I think you're right about the VLF, though I remember assessing its impact on me at the time and it was $80 for a cheap car that was 10 years old (and I didn't have $80 to spare at the time).  It's a hugely unpopular tax because it's so visible.  I was shocked when Davis came out in favor of it during the recall.  Not very savvy.  Because of its visibility and Arnold's intransigence on taxes (as well as its roll in the recall), I suspect we won't see the VLF coming back to help out.

It's bad.  At my university we don't know what we're going to do.  At best, we'll have freezes on all sorts of things (like new hires).


[ Parent ]
the 20th century california dream (8.00 / 2)
is drinking the bongwater in a desperate attempt to hold onto that 1960s high.

it's fucking over, low tax suburbanite homeowners. you can't coast on pat brown's legacy anymore, and you can't have a free ride anymore. governor reagan's california is dead. no matter how much you squeeze, you're not going to get enough blood from that turnip.

it's time for california to grow up and decide whether it's worth it to strangle our present and future just to postpone the collapse of that old myth for another year. we're running on fumes, and the politicians are refusing to fill up the tank on principle.

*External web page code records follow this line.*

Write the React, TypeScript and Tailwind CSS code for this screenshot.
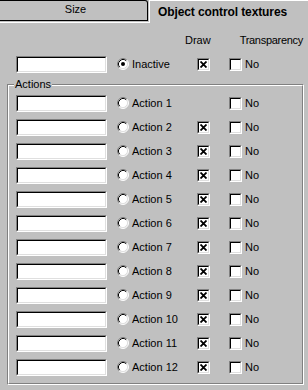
const rows = Array.from({ length: 12 }, (_, i) => ({ label: `Action ${i + 1}`, draw: i !== 0 }));

function TextBox() {
  return (
    <div className="w-[91px] h-[17px] border border-t-[#808080] border-l-[#808080] border-b-white border-r-white">
      <div className="w-full h-full bg-white border border-t-black border-l-black border-b-[#dfdfdf] border-r-[#dfdfdf]" />
    </div>
  );
}

function Radio({ checked }: { checked?: boolean }) {
  return (
    <svg width="12" height="12" viewBox="0 0 12 12" className="shrink-0">
      <circle cx="6" cy="6" r="5" fill="white" />
      <path d="M2.11 9.89 A5.5 5.5 0 0 1 9.89 2.11" fill="none" stroke="#808080" />
      <path d="M2.82 9.18 A4.5 4.5 0 0 1 9.18 2.82" fill="none" stroke="#000" />
      <path d="M9.89 2.11 A5.5 5.5 0 0 1 2.11 9.89" fill="none" stroke="#fff" />
      <path d="M9.18 2.82 A4.5 4.5 0 0 1 2.82 9.18" fill="none" stroke="#dfdfdf" />
      {checked && <circle cx="6" cy="6" r="2" fill="#000" />}
    </svg>
  );
}

function Check({ checked }: { checked?: boolean }) {
  return (
    <div className="w-[13px] h-[13px] shrink-0 border border-t-[#808080] border-l-[#808080] border-b-white border-r-white">
      <div className="w-full h-full bg-white border border-t-black border-l-black border-b-[#dfdfdf] border-r-[#dfdfdf] flex items-center justify-center">
        {checked && (
          <svg width="7" height="7" viewBox="0 0 7 7">
            <path d="M0.5 0.5 L6.5 6.5 M6.5 0.5 L0.5 6.5" stroke="#000" strokeWidth="1.8" />
          </svg>
        )}
      </div>
    </div>
  );
}

function Row({ label, draw, checked }: { label: string; draw: boolean; checked?: boolean }) {
  return (
    <div className="flex items-center h-[24px]">
      <TextBox />
      <div className="ml-[10px]">
        <Radio checked={checked} />
      </div>
      <span className="ml-[3px] w-[65px] leading-[14px]">{label}</span>
      <div className="w-[13px]">{draw && <Check checked />}</div>
      <div className="ml-[19px]">
        <Check />
      </div>
      <span className="ml-[3px] leading-[14px]">No</span>
    </div>
  );
}

export default function App() {
  return (
    <div className="w-[308px] h-[390px] overflow-hidden bg-[#c0c0c0] text-black text-[11px] font-[Liberation_Sans,Arial,sans-serif] flex flex-col">
      {/* tabs */}
      <div className="flex h-[22px] shrink-0">
        <div className="w-[148px] h-[21px] border-t border-b border-r border-black rounded-tr-[3px] flex items-center justify-center pb-[2px] pl-[4px]">
          Size
        </div>
        <div className="flex-1 h-[23px] border-l border-t border-white ml-[1px] relative z-10 bg-[#c0c0c0] pl-[8px] pt-[4px] text-[12px] font-bold tracking-[-0.1px] leading-[14px]">
          Object control textures
        </div>
      </div>

      {/* panel */}
      <div className="flex-1 border-t border-white pl-[16px]">
        <div className="flex h-[14px] mt-[10px] leading-[14px]">
          <span className="ml-[169px]">Draw</span>
          <span className="ml-[29px] tracking-[-0.3px]">Transparency</span>
        </div>
        <div className="mt-[5px]">
          <Row label="Inactive" draw checked />
        </div>

        {/* Actions group */}
        <div className="relative mt-[8px] -ml-[9px] w-[297px] h-[301px] border border-t-[#808080] border-l-[#808080] border-b-white border-r-white">
          <div className="w-full h-full border border-t-white border-l-white border-b-[#808080] border-r-[#808080] pl-[7px] pt-[5px]">
            {rows.map((r) => (
              <Row key={r.label} label={r.label} draw={r.draw} />
            ))}
          </div>
          <span className="absolute -top-[7px] left-[6px] px-[1px] bg-[#c0c0c0] leading-[13px]">Actions</span>
        </div>
      </div>
    </div>
  );
}
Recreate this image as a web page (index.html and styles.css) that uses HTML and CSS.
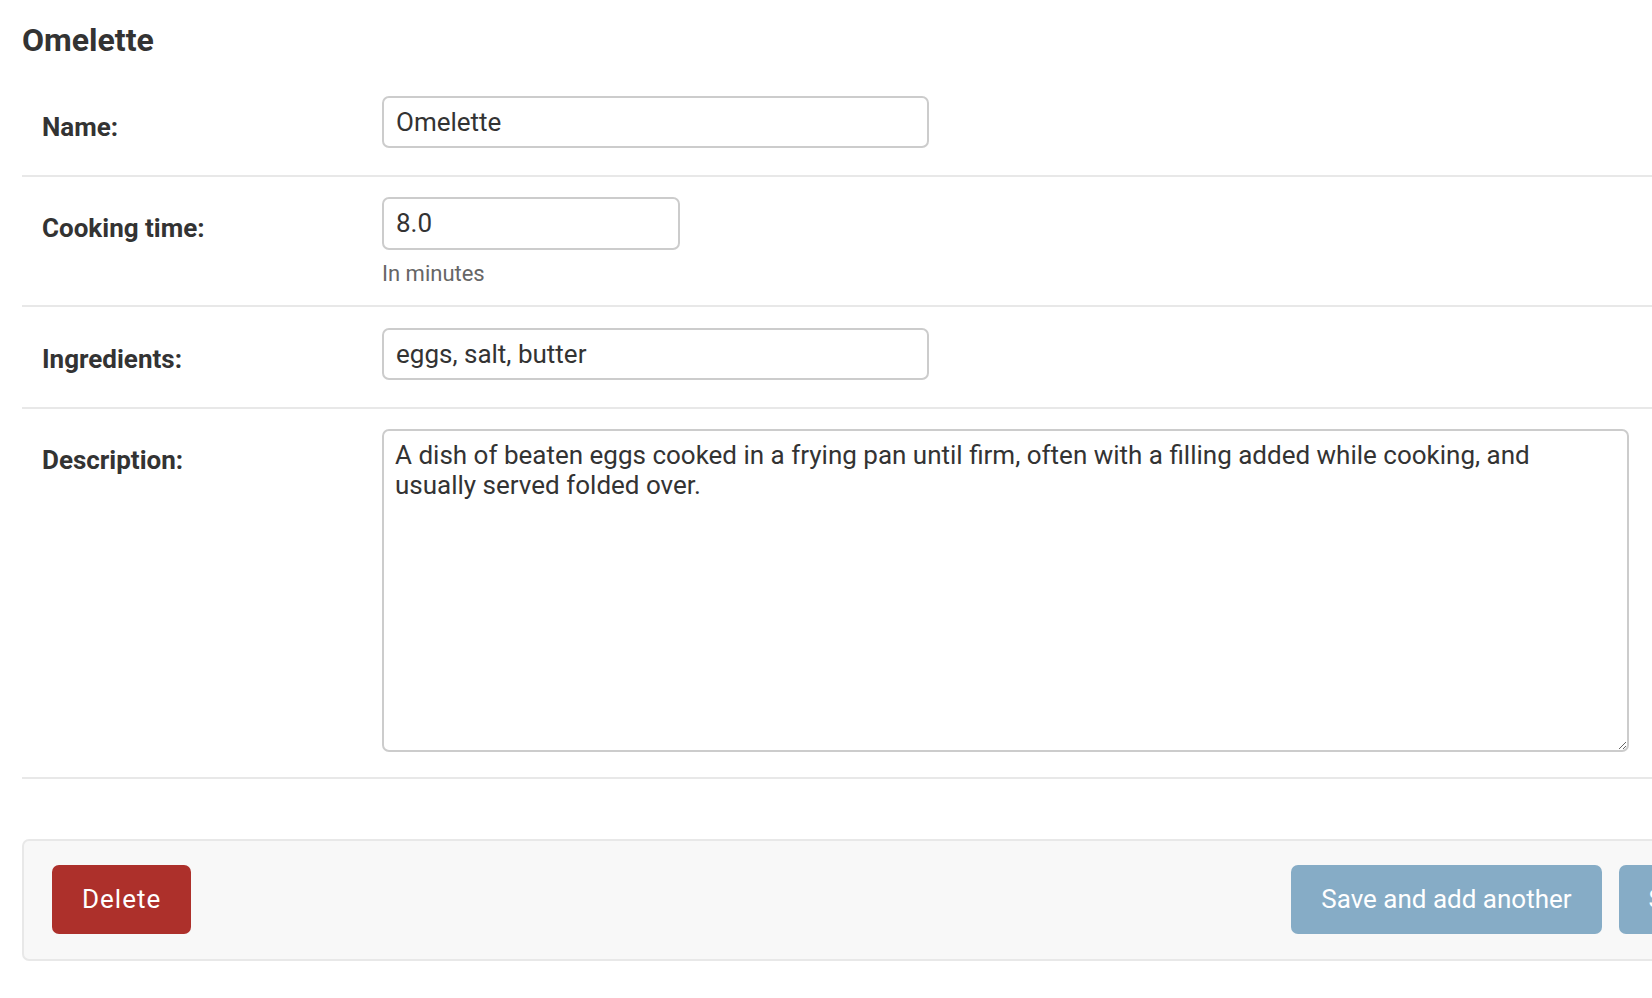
FILE: index.html
```html
<!DOCTYPE html>
<html lang="en">
<head>
<meta charset="utf-8">
<title>Change recipe | Omelette</title>
<link rel="stylesheet" href="styles.css">
</head>
<body>
<div class="content">
  <h2 class="title">Omelette</h2>
  <form class="change-form">
    <fieldset class="module aligned">
      <div class="form-row">
        <label class="field-label" for="id_name">Name:</label>
        <div class="field">
          <input class="text-input wide" id="id_name" type="text" value="Omelette">
        </div>
      </div>
      <div class="form-row has-help">
        <label class="field-label" for="id_cooking_time">Cooking time:</label>
        <div class="field">
          <input class="text-input narrow" id="id_cooking_time" type="text" value="8.0">
          <div class="help">In minutes</div>
        </div>
      </div>
      <div class="form-row">
        <label class="field-label" for="id_ingredients">Ingredients:</label>
        <div class="field">
          <input class="text-input wide" id="id_ingredients" type="text" value="eggs, salt, butter">
        </div>
      </div>
      <div class="form-row last">
        <label class="field-label" for="id_description">Description:</label>
        <div class="field">
          <textarea class="text-area" id="id_description">A dish of beaten eggs cooked in a frying pan until firm, often with a filling added while cooking, and usually served folded over.</textarea>
        </div>
      </div>
    </fieldset>
    <div class="submit-row">
      <a class="btn btn-delete" href="#">Delete</a>
      <div class="btn-group">
        <span class="btn btn-save">Save and add another</span>
        <span class="btn btn-save">Save and continue editing</span>
        <span class="btn btn-save btn-default">Save</span>
      </div>
    </div>
  </form>
</div>
</body>
</html>
```
FILE: styles.css
```css
html, body {
  margin: 0;
  padding: 0;
  overflow: hidden;
  background: #ffffff;
}

body {
  font-family: Roboto, "Liberation Sans", sans-serif;
  color: #333333;
}

.content {
  padding: 22px 0 0 22px;
  width: 2116px;
}

.title {
  margin: 0 0 15.5px 0;
  font-size: 32px;
  font-weight: 700;
  line-height: 37.5px;
  color: #333333;
}

.change-form {
  margin: 0;
}

.module {
  margin: 0;
  padding: 0;
  border: 0;
}

.form-row {
  display: flex;
  align-items: flex-start;
  padding: 20.5px 20px 26.5px 20px;
  border-bottom: 2px solid #e8e8e8;
}

.form-row.has-help {
  padding-bottom: 18.5px;
}

.form-row.last {
  padding-bottom: 25.5px;
}

.field-label {
  flex: 0 0 340px;
  padding-top: 13px;
  font-size: 26px;
  font-weight: 700;
  line-height: 36px;
  color: #333333;
}

.field {
  display: flex;
  flex-direction: column;
}

.text-input,
.text-area {
  box-sizing: border-box;
  margin: 0;
  font-family: Roboto, "Liberation Sans", sans-serif;
  font-size: 26px;
  color: #333333;
  background: #ffffff;
  border: 2px solid #cccccc;
  border-radius: 7px;
  outline: none;
}

.text-input {
  height: 52.6px;
  padding: 0 12px;
  line-height: 30px;
}

.text-input.wide {
  width: 547px;
}

.text-input.narrow {
  width: 298px;
}

.text-area {
  width: 1247px;
  height: 322.5px;
  padding: 10px 11px;
  line-height: 29.5px;
  resize: vertical;
}

.help {
  margin-top: 11px;
  font-size: 22px;
  line-height: 26px;
  color: #666666;
}

.submit-row {
  display: flex;
  align-items: center;
  margin-top: 60px;
  padding: 24px 28px 25px 28px;
  background: #f8f8f8;
  border: 2px solid #e8e8e8;
  border-radius: 7px;
}

.btn-group {
  display: flex;
  gap: 17px;
  margin-left: auto;
}

.btn {
  display: block;
  padding: 19px 30px;
  font-size: 26px;
  line-height: 30.5px;
  color: #ffffff;
  text-decoration: none;
  border-radius: 7px;
  white-space: nowrap;
}

.btn-delete {
  background: #ad302b;
  letter-spacing: 1px;
}

.btn-save {
  background: #86acc6;
}

.btn-default {
  background: #417690;
}
```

land is no longer cheap. gas is no longer cheap. water is no longer plentiful. and  we cannot rely on sprawl to fund our cheap government for us. it's time to ante up and pay for a developed economy.

i think the voters may be closer to getting this than the politicians, but a revolution in mindset needs to happen nonetheless.

surf putah, your friendly neighborhood central valley samizdat


Amen to that (0.00 / 0)
In order to maintain the fiction that the 20th century dream can continue, we are going to destroy our present and our future. To save $150 a year in VLF costs we are going to basically destroy public education.

I do think voters are beginning to get it - but firm leadership from Democrats would help that process along greatly.

"Drinking the bongwater" is a very, very good way of putting it.

You can check out any time you like but you can never leave


[ Parent ]
i was trying to remember the metaphor al gore used (0.00 / 0)
around the time of his nobel prize - maybe it was that speech, i dunno - where he likened our frenetic consumption of oil and shift to biofuels to a junkie starting to scrape things for residue and such.

the sad thing is that if someone actually posed it as a question - what would you pay for what? what is most important to you, and at what point would you give it up? - our stated priorities would not be what our collective actions are.

and yet even in affluent towns like davis, where there is clearly money to spare, we are planning to cut our beloved schools to the bone without even thinking of paying more for them in some communal action. doesn't even occur to us, it's unthinkable, we just drift with the tide.

surf putah, your friendly neighborhood central valley samizdat


[ Parent ]
The micro side of this (0.00 / 0)
I have friends who teach in San Diego public schools who are young, devoted and love their jobs.  And over the past couple weeks, I've been having more and more conversations with them in which they, of their own accord, start musing about what they'll be doing with their lives/careers in a year after they've been downsized out of a job.  Not to mention, of course, the kids whose education is going to suffer both short-term for lack of resources and long-term for lack of experienced instructors.

I'm proud to work for Barbara Boxer

Yup (0.00 / 0)
My sister, two of my best friends from high school, and one of my fiancee's best friends are all in their first or second year of full-time teaching down in OC and are scared out of their minds - and discussing other options. They're all extremely intelligent people and by all accounts are great teachers - and these cuts are going to drive them away from a career in education, likely for good - "once bitten" and all that.

The most serious concern, which I'm going to write a bit more about later tonight, is how these cuts will play out in an NCLB environment. This could have truly catastrophic effects on public education, regardless of who gets a pink slip and who does not.